Messages and themes within Robots
Robot City’s multi-layered, vertical look complements another key design influence: the pocket watch. There’s something really beautiful about the back of a pocket watch, where you see all the piece’s inner workings. We loved exposing the mechanisms of our world.
Art Director, Steve Martino
- Read the quote above, then as a class discuss whether you believe Robots exposes the mechanisms of our world. Give examples from the film to justify your ideas.
- Working in small groups, select two of the following quotes from the members of the creative and production team and actors responsible for Robots. Discuss whether you agree with or disagree with the quotes, then individually write a page with your personal response to one of the quotes.
The story’s themes give resonance to Robots. It’s about the dreams parents have for their children.

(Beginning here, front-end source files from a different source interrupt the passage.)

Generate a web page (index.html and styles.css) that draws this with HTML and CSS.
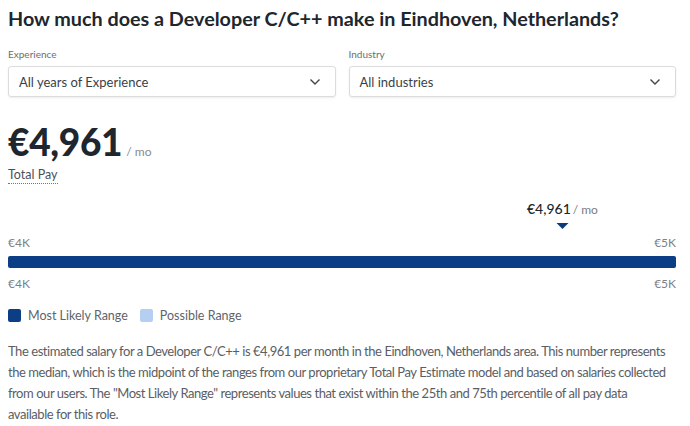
FILE: index.html
```html
<!DOCTYPE html>
<html>
<head>
<meta charset="utf-8">
<link rel="stylesheet" href="styles.css">
</head>
<body>
<div class="page">
  <h1 class="title">How much does a Developer C/C++ make in Eindhoven, Netherlands?</h1>
  <div class="filters">
    <div class="filter">
      <div class="label">Experience</div>
      <div class="select"><span>All years of Experience</span>
        <svg class="chev" width="12" height="8" viewBox="0 0 12 8"><path d="M1.5 1.5 L6 6 L10.5 1.5" fill="none" stroke="#444" stroke-width="1.4"/></svg>
      </div>
    </div>
    <div class="filter">
      <div class="label">Industry</div>
      <div class="select"><span>All industries</span>
        <svg class="chev" width="12" height="8" viewBox="0 0 12 8"><path d="M1.5 1.5 L6 6 L10.5 1.5" fill="none" stroke="#444" stroke-width="1.4"/></svg>
      </div>
    </div>
  </div>
  <div class="amount"><span class="big">€4,961</span><span class="per">/ mo</span></div>
  <div class="total"><span class="total-pay">Total Pay</span></div>

  <div class="chart">
    <div class="marker-row">
      <div class="marker" style="left: 83%">
        <div class="marker-val"><span class="mv">€4,961</span><span class="mp">/ mo</span></div>
        <div class="tri"></div>
      </div>
    </div>
    <div class="axis"><span>€4K</span><span>€5K</span></div>
    <div class="bar"></div>
    <div class="axis"><span>€4K</span><span>€5K</span></div>
  </div>

  <div class="legend">
    <div class="item"><span class="sq dark"></span>Most Likely Range</div>
    <div class="item"><span class="sq light"></span>Possible Range</div>
  </div>

  <p class="desc">The estimated salary for a Developer C/C++ is €4,961 per month in the Eindhoven, Netherlands area. This number represents the median, which is the midpoint of the ranges from our proprietary Total Pay Estimate model and based on salaries collected from our users. The "Most Likely Range" represents values that exist within the 25th and 75th percentile of all pay data <span class="nowrap">available for this role.</span></p>
</div>
</body>
</html>
```

FILE: styles.css
```css
* { box-sizing: border-box; }
body {
  margin: 0;
  padding: 8px;
  font-family: Lato, "Open Sans", sans-serif;
  color: #20262e;
  background: #fff;
}
.page { width: 668px; }
.title {
  margin: 0;
  font-size: 19.75px;
  font-weight: 700;
  line-height: 22px;
  color: #20262e;
}
.filters {
  display: flex;
  gap: 13px;
  margin-top: 18px;
}
.filter { flex: 1; }
.label {
  font-size: 10px;
  color: #6b6e72;
  line-height: 12px;
  margin-bottom: 6px;
}
.select {
  height: 31px;
  border: 1px solid #dcdcdc;
  border-radius: 3px;
  box-shadow: 0 1px 2px rgba(0,0,0,0.08);
  display: flex;
  align-items: center;
  justify-content: space-between;
  padding: 0 12px 0 10px;
  font-size: 13px;
  color: #3a3f45;
}
.chev { margin-right: 2px; }
.amount {
  margin-top: 25px;
  display: flex;
  align-items: baseline;
}
.big {
  font-size: 37px;
  font-weight: 900;
  line-height: 40px;
  color: #20262e;
  letter-spacing: -0.3px;
}
.per {
  font-size: 12px;
  color: #868a8f;
  margin-left: 4px;
}
.total { margin-top: 1px; }
.total-pay {
  font-size: 12.5px;
  color: #4b5058;
  border-bottom: 1.5px dotted #3c9a4a;
  padding-bottom: 1px;
}
.chart { margin-top: 17px; }
.marker-row {
  position: relative;
  height: 36px;
}
.marker {
  position: absolute;
  top: 0;
  transform: translateX(-50%);
  display: flex;
  flex-direction: column;
  align-items: center;
}
.marker-val { white-space: nowrap; line-height: 18px; }
.mv { font-size: 14px; color: #20262e; font-weight: 500; }
.mp { font-size: 12px; color: #7a7e83; margin-left: 2px; }
.tri {
  margin-top: 4px;
  width: 0; height: 0;
  border-left: 6px solid transparent;
  border-right: 6px solid transparent;
  border-top: 6px solid #0c3b7c;
}
.axis {
  display: flex;
  justify-content: space-between;
  font-size: 12px;
  color: #7e8186;
  line-height: 16px;
}
.bar {
  height: 12px;
  background: #0c3e85;
  border-radius: 2px;
  margin: 5px 0 8px;
}
.legend {
  display: flex;
  gap: 12px;
  margin-top: 16px;
  font-size: 12.5px;
  color: #60646a;
}
.item { display: flex; align-items: center; }
.sq {
  width: 13px; height: 13px;
  border-radius: 2px;
  margin-right: 7px;
}
.sq.dark { background: #0c3e85; }
.sq.light { background: #b4cff2; }
.desc {
  margin: 18px -6px 0 0;
  font-size: 13px;
  line-height: 21px;
  letter-spacing: -0.45px;
  color: #5a5e64;
}
.nowrap { white-space: nowrap; }
```
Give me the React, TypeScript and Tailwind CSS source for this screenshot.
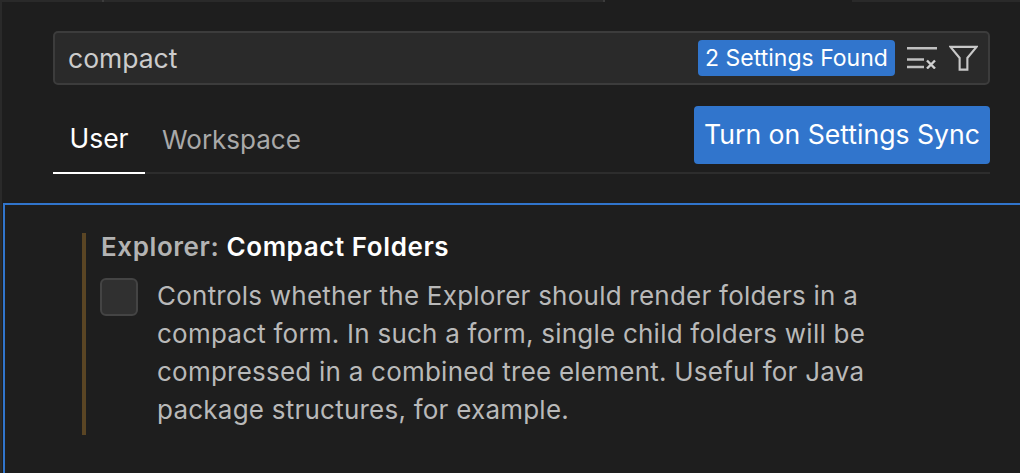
export default function App() {
  return (
    <div className="h-[473px] w-[1020px] overflow-hidden bg-[#1e1e1e] font-['Inter',sans-serif]">
      <div className="flex h-[2px]">
        <div className="w-[102px] bg-[#2a2a2a]" />
        <div className="w-[2px] bg-[#3c3c3c]" />
        <div className="w-[499px] bg-[#2a2a2a]" />
        <div className="w-[2px] bg-[#3c3c3c]" />
        <div className="w-[247px]" />
        <div className="flex-1 bg-[#2a2a2a]" />
      </div>
      <div className="flex h-[471px] flex-col border-l-2 border-[#2a2a2a]">
        {/* Search + tabs header */}
        <div className="ml-[51px] mr-[30px] pt-[29px]">
          <div className="flex h-[54px] items-center rounded-[5px] border-2 border-[#3c3c3c] bg-[#2a2a2a] pl-[13px] pr-[10px]">
            <span className="flex-1 text-[26.5px] leading-none text-[#cccccc]">compact</span>
            <span className="mr-[2px] flex h-[36px] w-[197px] items-center justify-center rounded-[4px] bg-[#3175cc] text-[23px] text-white">
              2 Settings Found
            </span>
            <svg viewBox="0 0 30 22" className="ml-[10px] h-[22px] w-[30px]" fill="none" stroke="#c0c0c0" strokeWidth="2.4">
              <path d="M0 1.2h30M0 12.5h17M0 20h17" />
              <path d="M20 13.5l8 8M28 13.5l-8 8" stroke="#d0d0d0" />
            </svg>
            <svg viewBox="0 0 30 26" className="ml-[12px] h-[26px] w-[29px]" fill="none" stroke="#c8c8c8" strokeWidth="2.2">
              <path d="M1.5 1.5h27L19 13v12h-8V13z" />
            </svg>
          </div>
          <div className="mt-[21px] flex h-[68px] items-stretch justify-between border-b-2 border-[#2d2d2d]">
            <div className="flex">
              <div className="-mb-[2px] flex w-[92px] items-center justify-center border-b-2 border-white text-[26.5px] text-white">
                User
              </div>
              <div className="ml-[17px] flex items-center text-[26px] text-[#a9a9a9]">Workspace</div>
            </div>
            <button className="h-[58px] w-[296px] rounded-[4px] bg-[#3175cc] text-[26.6px] text-white">
              Turn on Settings Sync
            </button>
          </div>
        </div>
        {/* Focused settings list */}
        <div className="ml-[1px] mt-[29px] flex-1 border-l-2 border-t-2 border-[#3175cc] pl-[77px] pt-[28px]">
          <div className="h-[202px] border-l-4 border-[#5a4524] pl-[15px]">
            <div className="text-[26px] leading-[28px] font-semibold tracking-[0.58px] text-[#b3b3b3]">
              Explorer: <span className="text-white">Compact Folders</span>
            </div>
            <div className="mt-[16px] flex">
              <div className="-ml-[1px] mt-[1px] h-[38px] w-[38px] shrink-0 rounded-[6px] border-2 border-[#444444] bg-[#303030]" />
              <p className="ml-[19px] w-[740px] text-[26px] leading-[38px] tracking-[0.23px] text-[#b9b9b9]">
                Controls whether the Explorer should render folders in a compact form. In such a form, single child folders will be compressed in a combined tree element. Useful for Java package structures, for example.
              </p>
            </div>
          </div>
        </div>
      </div>
    </div>
  );
}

Fox Animation’s Chris Meledandri
It’s a coming-of-age story in many ways. It’s about Rodney believing in himself and trying to make a sharp-edged turn from adolescence into adulthood. Screenwriter, Babaloo Mandel
Rodney is an Everyman – Everybot – with whom we all can identify.
Director, Chris Wedge
Cappy has a lot of integrity. She stands up to the powerful, evil bots to help the downtrodden bots. At the same time, Rodney helps her realize that she’s better than the sum of her upgraded parts. Cappy will become a role model for girls everywhere. She conveys something really important: that you should love who you are, and not conform to what others want you to be. It’s a wonderful message.
Cappy voice actor, Halle Berry
Contribution of the soundtrack to the creation of a world
Sound design and music were key elements of the film’s post-production process. Composer John Powell created a score that was inspired by the film’s mechanical world.
While Robots is set in a mechanical world, the filmmakers avoided metallic sounds believing “If we had put a squeak or a clang on everything seen on screen, it would be cacophonous,” says Chris Wedge. ‘You don’t want to hear every metallic jostle.’